Using 7-zip 19.00, on Windows 10 1909, build 18363.592, I encrypted a text file with the contents "hello there" using AES-256 and the password "123". I did this two times, the exact same procedure, but as shown below, the output is different:

enter image description here

enter image description here


Why?

Maarten Bodewes
  • 92,551
  • 13
  • 161
  • 313
super
  • 463
  • 1
  • 4
  • 9

2 Answers2

49

This is expected behavior since 7zip uses Cipher Block Chaining (CBC) mode for encryption. For which you need the Initialization Vector (IV) to be unique and unpredictable.
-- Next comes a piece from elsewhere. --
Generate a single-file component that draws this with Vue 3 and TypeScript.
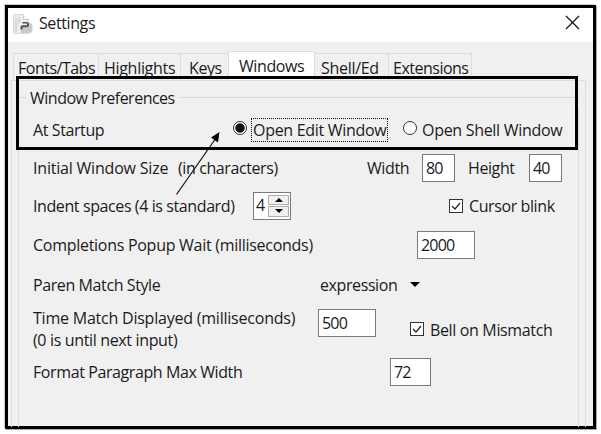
<script setup lang="ts">
import { ref } from 'vue'

const tabs = [
  { name: 'Fonts/Tabs', key: 'fonts' },
  { name: 'Highlights', key: 'highlights' },
  { name: 'Keys', key: 'keys' },
  { name: 'Windows', key: 'windows' },
  { name: 'Shell/Ed', key: 'shell' },
  { name: 'Extensions', key: 'extensions' },
]
const active = ref('windows')
const startup = ref('edit')
</script>

<template>
  <main class="screen">
    <section class="window">
      <header class="titlebar">
        <svg class="app-icon" width="20" height="21" viewBox="0 0 20 21">
          <path d="M.5.5h10l5 5v14H.5z" fill="#ececec" stroke="#dadada" />
          <path d="M3 4v14M6 3v6" stroke="#d8d8d8" stroke-width="2" />
          <path d="M10.500.5v5h5" fill="#f8f8f8" stroke="#d0d0d0" />
          <path d="M8 19v-4q0-2 2-2h6V9h1q2.500 0 2.500 4v3q0 3-3 3z" fill="#c9c9c9" />
          <path d="M7.500 15.500v-2.500q0-1.800 2-1.800h4.500V9.500h-4.500V8h4.500q2 0 2 2v1.500q0 1.700-2 1.700h-3.500q-1 0-1 1v1.300z" fill="#555" />
        </svg>
        <h1 class="title">Settings</h1>
        <svg class="close" width="15" height="15" viewBox="0 0 15 15">
          <path d="M1 1l13 13M14 1L1 14" stroke="#111" stroke-width="1.2" />
        </svg>
      </header>

      <div class="body">
        <nav class="tabs">
          <button
            v-for="tab in tabs"
            :key="tab.key"
            :class="['tab', tab.key, { active: active === tab.key }]"
            @click="active = tab.key"
          >{{ tab.name }}</button>
        </nav>
        <div class="pane">
          <div class="group-title"><span class="legend">Window Preferences</span></div>
          <div class="group">
            <div class="row startup">
              <span class="label">At Startup</span>
              <span class="radio" :class="{ on: startup === 'edit' }" @click="startup = 'edit'"></span>
              <span class="focus">Open Edit Window</span>
              <span class="radio second" :class="{ on: startup === 'shell' }" @click="startup = 'shell'"></span>
              <span class="t-shell">Open Shell Window</span>
            </div>
            <div class="row size">
              <span class="label">Initial Window Size</span>
              <span class="t-chars">(in characters)</span>
              <span class="t-width">Width</span>
              <span class="field small">80</span>
              <span class="t-height">Height</span>
              <span class="field small">40</span>
            </div>
            <div class="row indent">
              <span class="label">Indent spaces (4 is standard)</span>
              <span class="spin">
                <span class="digit">4</span>
                <span class="steps">
                  <span class="step"><svg width="8" height="4"><path d="M0 4L4 0l4 4z" /></svg></span>
                  <span class="step"><svg width="8" height="4"><path d="M0 0l4 4 4-4z" /></svg></span>
                </span>
              </span>
              <span class="check"><svg width="12" height="12"><path d="M2 6l3 3 5-6" /></svg></span>
              <span>Cursor blink</span>
            </div>
            <div class="row popup">
              <span class="label">Completions Popup Wait (milliseconds)</span>
              <span class="field">2000</span>
            </div>
            <div class="row paren">
              <span class="label">Paren Match Style</span>
              <span class="t-expr">expression</span>
              <svg class="caret" width="10" height="5"><path d="M0 0h10L5 5z" /></svg>
            </div>
            <div class="row time">
              <div class="label">
                <div class="t-time">Time Match Displayed (milliseconds)</div>
                <div class="t-zero">(0 is until next input)</div>
              </div>
              <span class="field">500</span>
              <span class="check"><svg width="12" height="12"><path d="M2 6l3 3 5-6" /></svg></span>
              <span class="t-bell">Bell on Mismatch</span>
            </div>
            <div class="row format">
              <span class="label">Format Paragraph Max Width</span>
              <span class="field medium">72</span>
            </div>
          </div>
        </div>
      </div>
    </section>

    <div class="highlight"></div>
    <svg class="pointer" width="52" height="72" viewBox="0 0 52 72">
      <path d="M4.500 66.500L44 10" stroke="#111" stroke-width="1.200" />
      <path d="M47.500 4l-1.500 10.500-7-5z" fill="#000" />
    </svg>
  </main>
</template>

<style>
body {
  margin: 0;
  background: #fff;
}
</style>

<style scoped>
* {
  box-sizing: border-box;
}
.screen {
  position: relative;
  width: 601px;
  height: 434px;
  padding: 5px;
  overflow: hidden;
  background: #fff;
  color: #1b1b1b;
  font: 16px/22px 'Open Sans', 'Noto Sans', sans-serif;
  letter-spacing: -0.4px;
  white-space: pre;
}
.window {
  width: 591px;
  height: 424px;
  border: 3px solid #000;
  box-shadow: 1px 1px 0 #aaa, -1px -1px 0 #ccc;
  display: flex;
  flex-direction: column;
  background: #f0f0f0;
}
.titlebar {
  display: flex;
  align-items: center;
  flex: 0 0 34px;
  padding: 0 13px 4px 5px;
  background: #fff;
}
.app-icon {
  margin-top: 3px;
}
.title {
  flex: 1;
  margin: 0 0 0 6px;
  font: inherit;
}
.close {
  margin-top: -1px;
}
.body {
  flex: 1;
  display: flex;
  flex-direction: column;
  padding: 9px 7px 0 3px;
}
.tabs {
  display: flex;
  align-items: flex-end;
  height: 29px;
  padding-left: 2px;
}
.tab {
  height: 27px;
  padding: 2px 0 0 4px;
  border: 1px solid #dcdcdc;
  border-width: 1px 1px 0 0;
  background: #f0f0f0;
  color: inherit;
  font: inherit;
  letter-spacing: inherit;
  text-align: left;
}
.fonts { width: 86px; border-left-width: 1px; letter-spacing: -0.5px; }
.highlights { width: 82px; padding-left: 5px; letter-spacing: -0.3px; }
.keys { width: 47px; padding-left: 8px; border-right: 0; }
.windows { width: 87px; padding-left: 10px; border-left-width: 1px; }
.shell { width: 74px; padding-left: 6px; letter-spacing: -0.3px; }
.extensions { width: 83px; padding-left: 4px; letter-spacing: -0.5px; }
.tab.active {
  height: 29px;
  padding-top: 0;
  background: #fff;
}
.pane {
  flex: 1;
  padding: 6px 6px 0;
  border: 1px solid #dcdcdc;
  border-bottom: 0;
}
.group-title {
  display: flex;
  align-items: center;
  height: 22px;
  gap: 4px;
}
.group-title::before,
.group-title::after {
  content: '';
  height: 1px;
  margin-top: -1px;
  background: #d8d8d8;
}
.group-title::before { width: 8px; }
.group-title::after { flex: 1; }
.legend { width: 145px; letter-spacing: -0.5px; }
.group {
  height: 318px;
  border: 1px solid #dcdcdc;
  border-width: 0 1px;
}
.row {
  display: flex;
  align-items: center;
  height: 39px;
  padding-left: 14px;
}
.row > * { flex-shrink: 0; }
.startup { height: 41px; }
.startup .label { width: 200px; }
.radio {
  width: 14px;
  height: 14px;
  margin-top: -3px;
  border: 1px solid #333;
  border-radius: 50%;
  background: #fff;
}
.radio.on {
  background: radial-gradient(circle, #111 0 4.300px, #fff 5px);
}
.radio.second { margin-left: 15px; }
.focus {
  width: 137px;
  height: 24px;
  margin-left: 4px;
  padding-left: 1px;
  line-height: 23px;
  letter-spacing: -0.3px;
  border: 1px dotted #111;
}
.t-shell { margin-left: 5px; letter-spacing: -0.3px; }
.size { height: 36px; }
.size .label { width: 145px; letter-spacing: -0.2px; }
.t-chars { width: 189px; }
.t-width { width: 55px; }
.t-height { width: 61px; margin-left: 13px; }
.field {
  width: 58px;
  height: 28px;
  padding-left: 3px;
  border: 1px solid #7a7a7a;
  background: #fff;
  line-height: 26px;
  letter-spacing: -0.8px;
}
.small { width: 33px; }
.medium { width: 41px; }
.indent { height: 40px; }
.indent .label { width: 220px; }
.spin {
  display: flex;
  width: 38px;
  height: 28px;
  margin-top: -1px;
  border: 1px solid #7a7a7a;
  background: #fff;
}
.digit {
  width: 14px;
  padding-left: 2px;
  line-height: 25px;
}
.steps {
  display: flex;
  flex: 1;
  flex-direction: column;
  gap: 1px;
  padding: 2px 1px 2px 0;
}
.step {
  display: flex;
  flex: 1;
  align-items: center;
  justify-content: center;
  border: 1px solid #adadad;
  background: #f0f0f0;
}
.check {
  width: 14px;
  height: 14px;
  margin-top: -1px;
  border: 1px solid #333;
  background: #fff;
}
.check svg { display: block; }
.check path {
  fill: none;
  stroke: #222;
  stroke-width: 1.2;
}
.indent .check { margin: -1px 6px 0 158px; }
.popup { height: 38px; }
.popup .label { width: 384px; letter-spacing: -0.28px; }
.paren { height: 41px; }
.paren .label { width: 287px; }
.t-expr { width: 90px; }
.time { height: 47px; }
.time .label { width: 285px; }
.t-time { letter-spacing: -0.22px; }
.t-zero { letter-spacing: -0.35px; }
.time .field { margin-top: -12px; }
.time .check { margin: 0 6px 0 34px; }
.t-bell { margin-top: 2px; letter-spacing: -0.35px; }
.format .label { width: 357px; padding-top: 1px; }
.highlight {
  position: absolute;
  left: 16px;
  top: 76px;
  width: 562px;
  height: 74px;
  border: 3px solid #000;
}
.pointer {
  position: absolute;
  left: 172px;
  top: 128px;
}
</style>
It was using 64-bit IV but fortunately, that was changed to 128;

Encryption strength for 7z archives was increased: the size of random initialization vector was increased from 64-bit to 128-bit, and the pseudo-random number generator was improved.

If the encryption of the same file results in the same ciphertext then we will be thought that there is a problem with the IV generation. Hopefully, from here we see that there is not.

Note 1: 7zip uses $2^{19}$-times iterated SHA256 to derive the AES-256 key from passwords. This is not safe from massive parallelization. A password with high entropy like diceware is recommended.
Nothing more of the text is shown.